Information provided:
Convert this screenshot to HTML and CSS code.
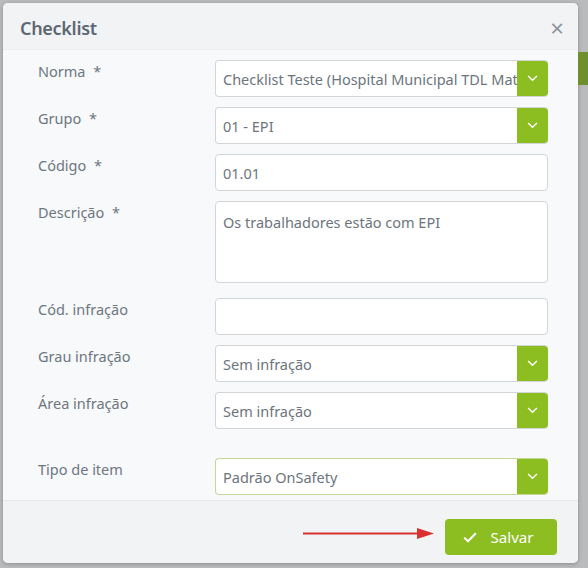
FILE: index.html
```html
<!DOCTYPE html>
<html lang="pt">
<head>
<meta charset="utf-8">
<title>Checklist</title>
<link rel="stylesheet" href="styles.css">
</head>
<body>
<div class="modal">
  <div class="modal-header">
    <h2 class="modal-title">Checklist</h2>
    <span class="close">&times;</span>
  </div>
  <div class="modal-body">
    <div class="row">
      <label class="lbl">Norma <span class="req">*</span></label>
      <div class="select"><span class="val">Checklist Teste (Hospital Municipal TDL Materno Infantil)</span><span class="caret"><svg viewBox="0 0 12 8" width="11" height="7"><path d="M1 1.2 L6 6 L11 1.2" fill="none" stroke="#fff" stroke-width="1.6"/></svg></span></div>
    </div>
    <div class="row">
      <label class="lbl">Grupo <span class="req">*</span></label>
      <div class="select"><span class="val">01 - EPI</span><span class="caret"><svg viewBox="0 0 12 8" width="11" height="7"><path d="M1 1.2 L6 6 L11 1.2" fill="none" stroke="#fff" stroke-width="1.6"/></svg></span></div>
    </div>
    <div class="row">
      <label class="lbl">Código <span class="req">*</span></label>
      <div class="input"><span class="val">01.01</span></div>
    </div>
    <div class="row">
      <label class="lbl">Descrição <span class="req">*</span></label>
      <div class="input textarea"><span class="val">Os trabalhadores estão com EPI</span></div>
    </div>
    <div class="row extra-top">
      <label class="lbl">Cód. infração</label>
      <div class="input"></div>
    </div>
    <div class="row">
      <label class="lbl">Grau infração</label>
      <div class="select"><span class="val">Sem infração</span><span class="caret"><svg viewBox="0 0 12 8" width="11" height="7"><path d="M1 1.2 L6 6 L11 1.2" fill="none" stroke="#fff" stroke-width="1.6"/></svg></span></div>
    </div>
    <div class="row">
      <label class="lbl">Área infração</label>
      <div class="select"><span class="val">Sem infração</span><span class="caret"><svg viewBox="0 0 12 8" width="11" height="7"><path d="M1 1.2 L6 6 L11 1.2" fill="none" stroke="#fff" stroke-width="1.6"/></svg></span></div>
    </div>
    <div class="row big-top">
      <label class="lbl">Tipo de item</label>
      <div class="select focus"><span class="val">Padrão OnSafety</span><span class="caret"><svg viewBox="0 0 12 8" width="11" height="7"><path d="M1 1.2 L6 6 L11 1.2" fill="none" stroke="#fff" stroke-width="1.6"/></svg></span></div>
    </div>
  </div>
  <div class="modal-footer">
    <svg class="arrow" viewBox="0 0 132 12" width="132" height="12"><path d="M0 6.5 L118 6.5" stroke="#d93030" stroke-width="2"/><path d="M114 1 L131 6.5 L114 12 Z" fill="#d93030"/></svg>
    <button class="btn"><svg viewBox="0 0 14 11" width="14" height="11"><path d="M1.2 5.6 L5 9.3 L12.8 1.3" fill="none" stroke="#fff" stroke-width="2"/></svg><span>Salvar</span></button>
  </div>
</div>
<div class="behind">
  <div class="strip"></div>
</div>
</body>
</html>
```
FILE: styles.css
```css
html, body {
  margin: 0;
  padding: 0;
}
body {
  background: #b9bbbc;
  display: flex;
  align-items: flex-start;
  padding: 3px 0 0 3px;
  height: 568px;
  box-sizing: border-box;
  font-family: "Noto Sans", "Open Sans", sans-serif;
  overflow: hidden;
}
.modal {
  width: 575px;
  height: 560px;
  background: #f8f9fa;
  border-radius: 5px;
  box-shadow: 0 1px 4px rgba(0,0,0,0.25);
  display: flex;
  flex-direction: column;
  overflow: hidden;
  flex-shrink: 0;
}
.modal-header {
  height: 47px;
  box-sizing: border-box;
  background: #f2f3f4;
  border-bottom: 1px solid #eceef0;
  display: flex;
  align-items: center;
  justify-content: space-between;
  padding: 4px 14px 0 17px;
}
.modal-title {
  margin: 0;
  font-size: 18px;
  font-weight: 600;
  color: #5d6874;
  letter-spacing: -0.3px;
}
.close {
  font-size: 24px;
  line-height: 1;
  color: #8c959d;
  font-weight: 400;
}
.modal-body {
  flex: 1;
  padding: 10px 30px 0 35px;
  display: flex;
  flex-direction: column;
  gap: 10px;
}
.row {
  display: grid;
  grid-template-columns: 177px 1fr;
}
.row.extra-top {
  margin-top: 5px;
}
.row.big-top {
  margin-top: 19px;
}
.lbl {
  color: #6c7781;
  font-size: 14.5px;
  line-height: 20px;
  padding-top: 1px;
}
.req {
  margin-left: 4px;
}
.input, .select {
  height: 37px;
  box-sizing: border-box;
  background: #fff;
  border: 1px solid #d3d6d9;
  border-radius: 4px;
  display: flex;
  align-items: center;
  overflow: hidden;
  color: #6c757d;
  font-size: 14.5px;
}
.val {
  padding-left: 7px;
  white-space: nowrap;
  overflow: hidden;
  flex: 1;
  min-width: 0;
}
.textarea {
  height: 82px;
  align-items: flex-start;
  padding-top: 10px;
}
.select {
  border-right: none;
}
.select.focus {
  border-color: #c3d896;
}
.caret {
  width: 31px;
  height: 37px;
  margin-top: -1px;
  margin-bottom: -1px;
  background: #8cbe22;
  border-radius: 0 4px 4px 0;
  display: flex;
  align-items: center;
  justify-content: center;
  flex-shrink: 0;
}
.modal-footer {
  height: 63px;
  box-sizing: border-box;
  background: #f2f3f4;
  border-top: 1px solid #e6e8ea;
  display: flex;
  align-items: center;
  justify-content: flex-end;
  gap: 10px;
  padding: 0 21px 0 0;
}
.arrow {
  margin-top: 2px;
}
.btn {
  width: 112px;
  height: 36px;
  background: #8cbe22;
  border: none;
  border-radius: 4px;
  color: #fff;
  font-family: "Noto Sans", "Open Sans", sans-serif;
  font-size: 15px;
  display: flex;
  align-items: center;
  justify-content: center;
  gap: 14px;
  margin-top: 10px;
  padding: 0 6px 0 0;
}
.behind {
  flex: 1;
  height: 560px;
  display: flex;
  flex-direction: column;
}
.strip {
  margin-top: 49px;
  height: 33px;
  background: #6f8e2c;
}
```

The problem: Copy the material above exactly and drop the pictures.

Task result:
Convert this screenshot to HTML and CSS code.
FILE: index.html
```html
<!DOCTYPE html>
<html lang="pt">
<head>
<meta charset="utf-8">
<title>Checklist</title>
<link rel="stylesheet" href="styles.css">
</head>
<body>
<div class="modal">
  <div class="modal-header">
    <h2 class="modal-title">Checklist</h2>
    <span class="close">&times;</span>
  </div>
  <div class="modal-body">
    <div class="row">
      <label class="lbl">Norma <span class="req">*</span></label>
      <div class="select"><span class="val">Checklist Teste (Hospital Municipal TDL Materno Infantil)</span><span class="caret"><svg viewBox="0 0 12 8" width="11" height="7"><path d="M1 1.2 L6 6 L11 1.2" fill="none" stroke="#fff" stroke-width="1.6"/></svg></span></div>
    </div>
    <div class="row">
      <label class="lbl">Grupo <span class="req">*</span></label>
      <div class="select"><span class="val">01 - EPI</span><span class="caret"><svg viewBox="0 0 12 8" width="11" height="7"><path d="M1 1.2 L6 6 L11 1.2" fill="none" stroke="#fff" stroke-width="1.6"/></svg></span></div>
    </div>
    <div class="row">
      <label class="lbl">Código <span class="req">*</span></label>
      <div class="input"><span class="val">01.01</span></div>
    </div>
    <div class="row">
      <label class="lbl">Descrição <span class="req">*</span></label>
      <div class="input textarea"><span class="val">Os trabalhadores estão com EPI</span></div>
    </div>
    <div class="row extra-top">
      <label class="lbl">Cód. infração</label>
      <div class="input"></div>
    </div>
    <div class="row">
      <label class="lbl">Grau infração</label>
      <div class="select"><span class="val">Sem infração</span><span class="caret"><svg viewBox="0 0 12 8" width="11" height="7"><path d="M1 1.2 L6 6 L11 1.2" fill="none" stroke="#fff" stroke-width="1.6"/></svg></span></div>
    </div>
    <div class="row">
      <label class="lbl">Área infração</label>
      <div class="select"><span class="val">Sem infração</span><span class="caret"><svg viewBox="0 0 12 8" width="11" height="7"><path d="M1 1.2 L6 6 L11 1.2" fill="none" stroke="#fff" stroke-width="1.6"/></svg></span></div>
    </div>
    <div class="row big-top">
      <label class="lbl">Tipo de item</label>
      <div class="select focus"><span class="val">Padrão OnSafety</span><span class="caret"><svg viewBox="0 0 12 8" width="11" height="7"><path d="M1 1.2 L6 6 L11 1.2" fill="none" stroke="#fff" stroke-width="1.6"/></svg></span></div>
    </div>
  </div>
  <div class="modal-footer">
    <svg class="arrow" viewBox="0 0 132 12" width="132" height="12"><path d="M0 6.5 L118 6.5" stroke="#d93030" stroke-width="2"/><path d="M114 1 L131 6.5 L114 12 Z" fill="#d93030"/></svg>
    <button class="btn"><svg viewBox="0 0 14 11" width="14" height="11"><path d="M1.2 5.6 L5 9.3 L12.8 1.3" fill="none" stroke="#fff" stroke-width="2"/></svg><span>Salvar</span></button>
  </div>
</div>
<div class="behind">
  <div class="strip"></div>
</div>
</body>
</html>
```
FILE: styles.css
```css
html, body {
  margin: 0;
  padding: 0;
}
body {
  background: #b9bbbc;
  display: flex;
  align-items: flex-start;
  padding: 3px 0 0 3px;
  height: 568px;
  box-sizing: border-box;
  font-family: "Noto Sans", "Open Sans", sans-serif;
  overflow: hidden;
}
.modal {
  width: 575px;
  height: 560px;
  background: #f8f9fa;
  border-radius: 5px;
  box-shadow: 0 1px 4px rgba(0,0,0,0.25);
  display: flex;
  flex-direction: column;
  overflow: hidden;
  flex-shrink: 0;
}
.modal-header {
  height: 47px;
  box-sizing: border-box;
  background: #f2f3f4;
  border-bottom: 1px solid #eceef0;
  display: flex;
  align-items: center;
  justify-content: space-between;
  padding: 4px 14px 0 17px;
}
.modal-title {
  margin: 0;
  font-size: 18px;
  font-weight: 600;
  color: #5d6874;
  letter-spacing: -0.3px;
}
.close {
  font-size: 24px;
  line-height: 1;
  color: #8c959d;
  font-weight: 400;
}
.modal-body {
  flex: 1;
  padding: 10px 30px 0 35px;
  display: flex;
  flex-direction: column;
  gap: 10px;
}
.row {
  display: grid;
  grid-template-columns: 177px 1fr;
}
.row.extra-top {
  margin-top: 5px;
}
.row.big-top {
  margin-top: 19px;
}
.lbl {
  color: #6c7781;
  font-size: 14.5px;
  line-height: 20px;
  padding-top: 1px;
}
.req {
  margin-left: 4px;
}
.input, .select {
  height: 37px;
  box-sizing: border-box;
  background: #fff;
  border: 1px solid #d3d6d9;
  border-radius: 4px;
  display: flex;
  align-items: center;
  overflow: hidden;
  color: #6c757d;
  font-size: 14.5px;
}
.val {
  padding-left: 7px;
  white-space: nowrap;
  overflow: hidden;
  flex: 1;
  min-width: 0;
}
.textarea {
  height: 82px;
  align-items: flex-start;
  padding-top: 10px;
}
.select {
  border-right: none;
}
.select.focus {
  border-color: #c3d896;
}
.caret {
  width: 31px;
  height: 37px;
  margin-top: -1px;
  margin-bottom: -1px;
  background: #8cbe22;
  border-radius: 0 4px 4px 0;
  display: flex;
  align-items: center;
  justify-content: center;
  flex-shrink: 0;
}
.modal-footer {
  height: 63px;
  box-sizing: border-box;
  background: #f2f3f4;
  border-top: 1px solid #e6e8ea;
  display: flex;
  align-items: center;
  justify-content: flex-end;
  gap: 10px;
  padding: 0 21px 0 0;
}
.arrow {
  margin-top: 2px;
}
.btn {
  width: 112px;
  height: 36px;
  background: #8cbe22;
  border: none;
  border-radius: 4px;
  color: #fff;
  font-family: "Noto Sans", "Open Sans", sans-serif;
  font-size: 15px;
  display: flex;
  align-items: center;
  justify-content: center;
  gap: 14px;
  margin-top: 10px;
  padding: 0 6px 0 0;
}
.behind {
  flex: 1;
  height: 560px;
  display: flex;
  flex-direction: column;
}
.strip {
  margin-top: 49px;
  height: 33px;
  background: #6f8e2c;
}
```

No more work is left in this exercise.